[start]
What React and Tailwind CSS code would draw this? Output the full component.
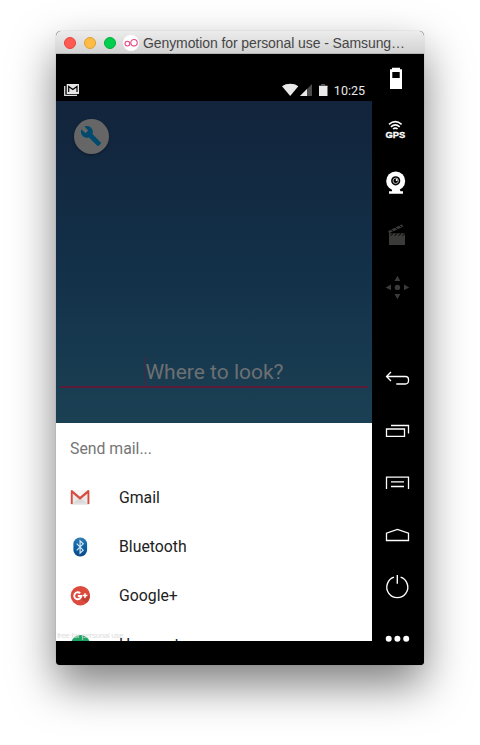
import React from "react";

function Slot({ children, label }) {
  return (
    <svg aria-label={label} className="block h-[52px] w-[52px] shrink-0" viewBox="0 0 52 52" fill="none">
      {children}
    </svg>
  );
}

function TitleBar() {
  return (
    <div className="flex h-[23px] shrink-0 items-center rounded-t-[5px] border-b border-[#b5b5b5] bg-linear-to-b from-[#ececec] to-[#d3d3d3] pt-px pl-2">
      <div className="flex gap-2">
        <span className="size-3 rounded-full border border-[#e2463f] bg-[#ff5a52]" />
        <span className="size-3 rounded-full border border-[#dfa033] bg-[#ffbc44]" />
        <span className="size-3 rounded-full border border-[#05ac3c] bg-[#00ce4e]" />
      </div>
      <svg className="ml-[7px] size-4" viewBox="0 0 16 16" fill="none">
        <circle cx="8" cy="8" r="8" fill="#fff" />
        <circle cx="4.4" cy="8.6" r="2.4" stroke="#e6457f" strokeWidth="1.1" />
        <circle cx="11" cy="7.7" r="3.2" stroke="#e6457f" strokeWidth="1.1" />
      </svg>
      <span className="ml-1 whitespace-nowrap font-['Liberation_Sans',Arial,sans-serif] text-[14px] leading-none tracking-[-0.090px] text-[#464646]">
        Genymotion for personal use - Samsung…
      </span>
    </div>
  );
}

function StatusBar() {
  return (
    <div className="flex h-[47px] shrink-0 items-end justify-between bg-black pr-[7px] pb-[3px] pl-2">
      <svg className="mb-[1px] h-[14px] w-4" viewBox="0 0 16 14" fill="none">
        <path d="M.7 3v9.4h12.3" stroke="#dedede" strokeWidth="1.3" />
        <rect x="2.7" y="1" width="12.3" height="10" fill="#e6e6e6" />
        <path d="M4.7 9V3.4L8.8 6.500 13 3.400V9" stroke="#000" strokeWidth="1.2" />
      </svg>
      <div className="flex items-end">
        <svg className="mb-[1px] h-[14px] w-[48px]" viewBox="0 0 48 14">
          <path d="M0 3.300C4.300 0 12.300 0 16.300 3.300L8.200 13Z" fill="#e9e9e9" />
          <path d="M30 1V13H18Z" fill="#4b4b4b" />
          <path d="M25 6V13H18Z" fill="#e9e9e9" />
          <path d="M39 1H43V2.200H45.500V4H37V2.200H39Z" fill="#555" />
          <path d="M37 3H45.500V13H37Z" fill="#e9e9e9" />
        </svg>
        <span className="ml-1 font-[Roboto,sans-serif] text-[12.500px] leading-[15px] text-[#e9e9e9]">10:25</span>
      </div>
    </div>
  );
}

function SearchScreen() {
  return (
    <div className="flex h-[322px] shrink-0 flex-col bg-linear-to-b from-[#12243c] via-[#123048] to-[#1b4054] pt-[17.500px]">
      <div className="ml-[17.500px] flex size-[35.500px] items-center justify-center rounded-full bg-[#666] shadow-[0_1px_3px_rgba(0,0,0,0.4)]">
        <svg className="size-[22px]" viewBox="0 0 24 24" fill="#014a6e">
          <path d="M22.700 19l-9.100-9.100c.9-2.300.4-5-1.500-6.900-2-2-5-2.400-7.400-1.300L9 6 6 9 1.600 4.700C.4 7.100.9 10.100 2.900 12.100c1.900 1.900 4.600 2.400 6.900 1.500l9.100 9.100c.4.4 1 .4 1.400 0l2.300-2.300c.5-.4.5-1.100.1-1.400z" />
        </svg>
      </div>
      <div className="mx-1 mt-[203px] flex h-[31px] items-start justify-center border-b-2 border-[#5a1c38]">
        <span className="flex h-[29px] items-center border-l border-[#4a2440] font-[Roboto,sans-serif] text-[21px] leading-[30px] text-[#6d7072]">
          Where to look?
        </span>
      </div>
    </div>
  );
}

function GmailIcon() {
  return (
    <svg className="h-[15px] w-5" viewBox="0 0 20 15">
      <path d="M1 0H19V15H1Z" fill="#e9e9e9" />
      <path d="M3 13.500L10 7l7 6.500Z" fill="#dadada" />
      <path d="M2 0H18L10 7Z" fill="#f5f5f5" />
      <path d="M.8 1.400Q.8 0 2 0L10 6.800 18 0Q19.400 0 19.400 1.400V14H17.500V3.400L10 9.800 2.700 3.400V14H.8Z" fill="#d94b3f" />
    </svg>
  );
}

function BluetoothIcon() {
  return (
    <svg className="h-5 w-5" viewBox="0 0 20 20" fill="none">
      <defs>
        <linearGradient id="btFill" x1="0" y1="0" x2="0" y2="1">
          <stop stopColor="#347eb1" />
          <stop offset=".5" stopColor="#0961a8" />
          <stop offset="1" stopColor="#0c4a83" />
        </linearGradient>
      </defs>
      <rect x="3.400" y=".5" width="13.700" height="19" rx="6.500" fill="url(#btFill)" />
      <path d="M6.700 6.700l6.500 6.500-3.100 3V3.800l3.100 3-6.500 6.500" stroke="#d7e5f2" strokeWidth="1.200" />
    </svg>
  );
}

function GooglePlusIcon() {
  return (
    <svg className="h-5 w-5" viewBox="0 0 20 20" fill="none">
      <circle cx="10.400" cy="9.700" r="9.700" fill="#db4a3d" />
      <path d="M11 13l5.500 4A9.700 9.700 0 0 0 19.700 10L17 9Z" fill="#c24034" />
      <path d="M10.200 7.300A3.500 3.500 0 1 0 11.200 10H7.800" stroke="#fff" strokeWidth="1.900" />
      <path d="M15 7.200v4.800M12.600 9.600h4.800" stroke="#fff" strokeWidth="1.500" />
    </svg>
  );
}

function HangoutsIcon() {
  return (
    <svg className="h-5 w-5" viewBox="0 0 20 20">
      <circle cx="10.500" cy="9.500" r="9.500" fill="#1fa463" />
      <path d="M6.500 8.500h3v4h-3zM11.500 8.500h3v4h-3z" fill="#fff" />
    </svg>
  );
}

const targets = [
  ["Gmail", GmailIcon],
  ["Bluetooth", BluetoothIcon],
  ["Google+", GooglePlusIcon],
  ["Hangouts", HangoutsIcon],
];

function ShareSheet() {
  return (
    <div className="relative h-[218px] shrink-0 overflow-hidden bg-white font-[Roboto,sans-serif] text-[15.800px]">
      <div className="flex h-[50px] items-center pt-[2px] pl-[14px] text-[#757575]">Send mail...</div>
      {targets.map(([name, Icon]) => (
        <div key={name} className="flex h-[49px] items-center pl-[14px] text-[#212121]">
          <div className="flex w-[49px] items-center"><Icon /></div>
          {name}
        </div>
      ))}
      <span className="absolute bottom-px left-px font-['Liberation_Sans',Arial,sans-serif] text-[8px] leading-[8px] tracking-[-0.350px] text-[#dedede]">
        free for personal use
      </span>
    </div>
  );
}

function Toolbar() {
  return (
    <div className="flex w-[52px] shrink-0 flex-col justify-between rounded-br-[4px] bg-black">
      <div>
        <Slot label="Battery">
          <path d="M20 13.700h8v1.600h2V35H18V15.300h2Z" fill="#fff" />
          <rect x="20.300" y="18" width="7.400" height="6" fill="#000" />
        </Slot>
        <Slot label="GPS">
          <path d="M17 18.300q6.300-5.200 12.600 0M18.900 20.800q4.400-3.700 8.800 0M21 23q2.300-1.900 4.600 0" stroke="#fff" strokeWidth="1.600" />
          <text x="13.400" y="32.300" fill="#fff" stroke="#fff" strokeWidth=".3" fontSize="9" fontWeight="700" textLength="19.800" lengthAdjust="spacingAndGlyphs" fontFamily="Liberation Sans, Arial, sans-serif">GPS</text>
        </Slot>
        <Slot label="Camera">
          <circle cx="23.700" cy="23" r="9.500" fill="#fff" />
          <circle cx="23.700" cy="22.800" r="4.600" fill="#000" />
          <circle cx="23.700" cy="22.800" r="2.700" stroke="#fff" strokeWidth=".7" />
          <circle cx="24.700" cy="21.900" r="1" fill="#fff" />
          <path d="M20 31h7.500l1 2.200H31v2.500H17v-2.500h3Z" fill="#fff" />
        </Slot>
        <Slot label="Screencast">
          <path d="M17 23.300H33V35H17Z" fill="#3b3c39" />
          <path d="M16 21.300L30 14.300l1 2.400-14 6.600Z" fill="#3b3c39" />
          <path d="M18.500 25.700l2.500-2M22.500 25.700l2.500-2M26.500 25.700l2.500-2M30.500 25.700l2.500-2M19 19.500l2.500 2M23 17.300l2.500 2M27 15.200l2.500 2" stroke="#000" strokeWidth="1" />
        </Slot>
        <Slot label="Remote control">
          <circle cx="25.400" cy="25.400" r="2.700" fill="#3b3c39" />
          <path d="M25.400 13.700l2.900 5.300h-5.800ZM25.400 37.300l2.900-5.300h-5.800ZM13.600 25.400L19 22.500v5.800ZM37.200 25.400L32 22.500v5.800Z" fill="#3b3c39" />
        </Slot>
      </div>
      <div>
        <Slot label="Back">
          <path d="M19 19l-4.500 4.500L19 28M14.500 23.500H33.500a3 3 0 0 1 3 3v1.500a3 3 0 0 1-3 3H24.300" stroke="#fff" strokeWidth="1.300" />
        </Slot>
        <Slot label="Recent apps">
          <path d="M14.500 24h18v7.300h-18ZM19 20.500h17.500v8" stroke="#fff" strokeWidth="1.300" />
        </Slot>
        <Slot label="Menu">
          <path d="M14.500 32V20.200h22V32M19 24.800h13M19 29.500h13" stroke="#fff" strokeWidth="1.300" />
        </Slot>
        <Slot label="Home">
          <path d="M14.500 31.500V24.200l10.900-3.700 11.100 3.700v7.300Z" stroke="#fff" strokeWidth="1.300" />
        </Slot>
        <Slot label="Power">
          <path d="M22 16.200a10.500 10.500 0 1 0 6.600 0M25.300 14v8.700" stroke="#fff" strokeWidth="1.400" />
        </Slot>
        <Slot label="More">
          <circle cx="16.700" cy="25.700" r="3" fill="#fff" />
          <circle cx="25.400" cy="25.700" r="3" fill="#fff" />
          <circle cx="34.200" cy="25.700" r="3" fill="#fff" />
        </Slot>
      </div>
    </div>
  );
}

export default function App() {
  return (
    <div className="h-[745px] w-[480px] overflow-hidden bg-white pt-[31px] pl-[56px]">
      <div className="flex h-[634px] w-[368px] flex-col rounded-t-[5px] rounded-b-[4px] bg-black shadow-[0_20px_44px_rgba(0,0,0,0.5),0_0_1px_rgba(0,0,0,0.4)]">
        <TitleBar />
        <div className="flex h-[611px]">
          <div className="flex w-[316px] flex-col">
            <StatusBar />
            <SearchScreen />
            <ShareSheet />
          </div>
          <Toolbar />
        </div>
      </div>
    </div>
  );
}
[end]
[start]
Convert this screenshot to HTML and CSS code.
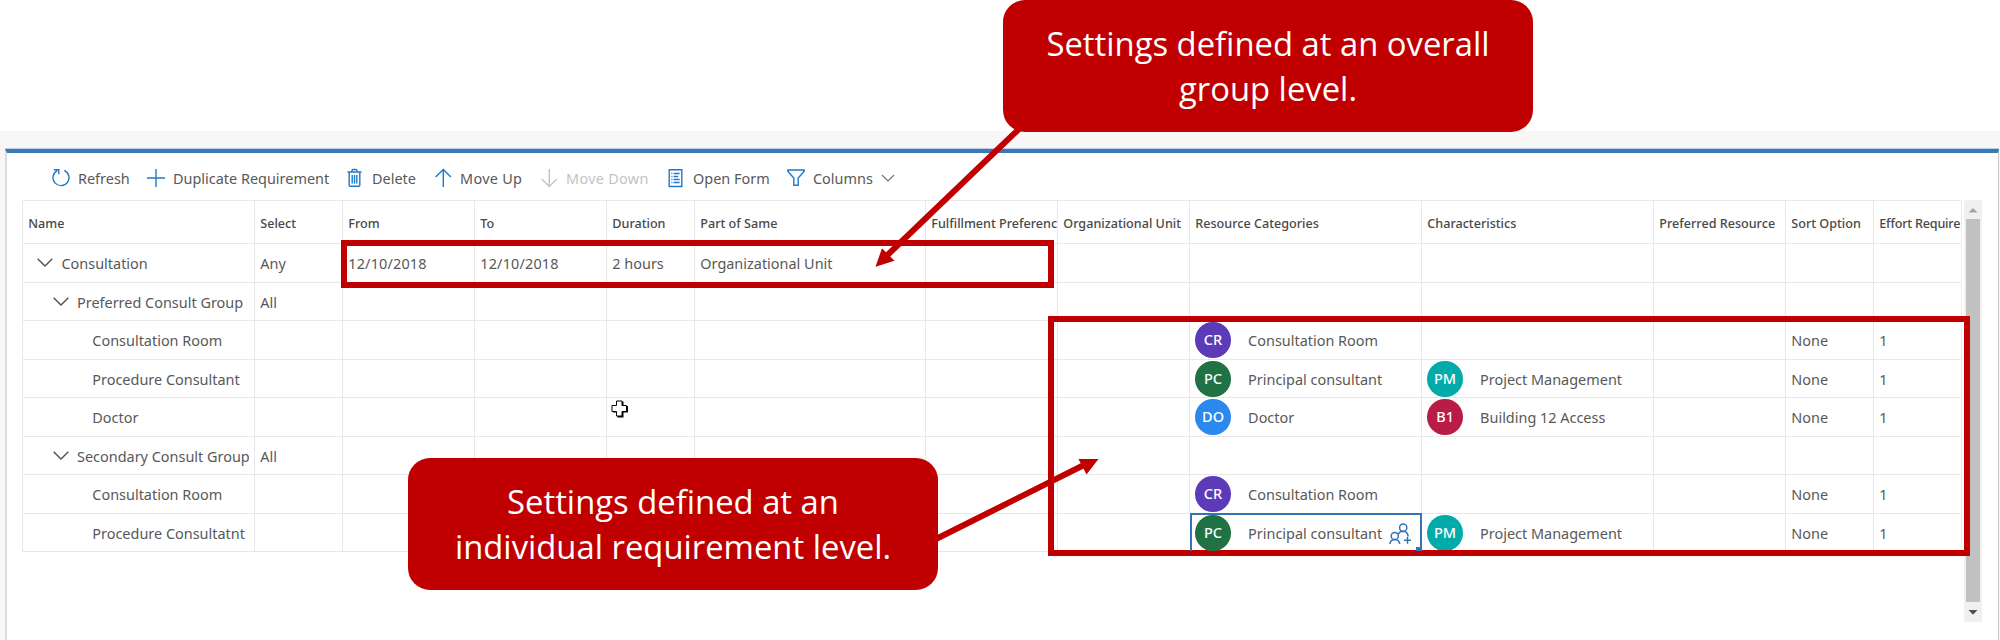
[end]
Search the data for "full" and list every line in which it occurs.

What React and Tailwind CSS code would draw this? Output the full component.
        <span className="size-3 rounded-full border border-[#e2463f] bg-[#ff5a52]" />
        <span className="size-3 rounded-full border border-[#dfa033] bg-[#ffbc44]" />
        <span className="size-3 rounded-full border border-[#05ac3c] bg-[#00ce4e]" />
      <div className="ml-[17.500px] flex size-[35.500px] items-center justify-center rounded-full bg-[#666] shadow-[0_1px_3px_rgba(0,0,0,0.4)]">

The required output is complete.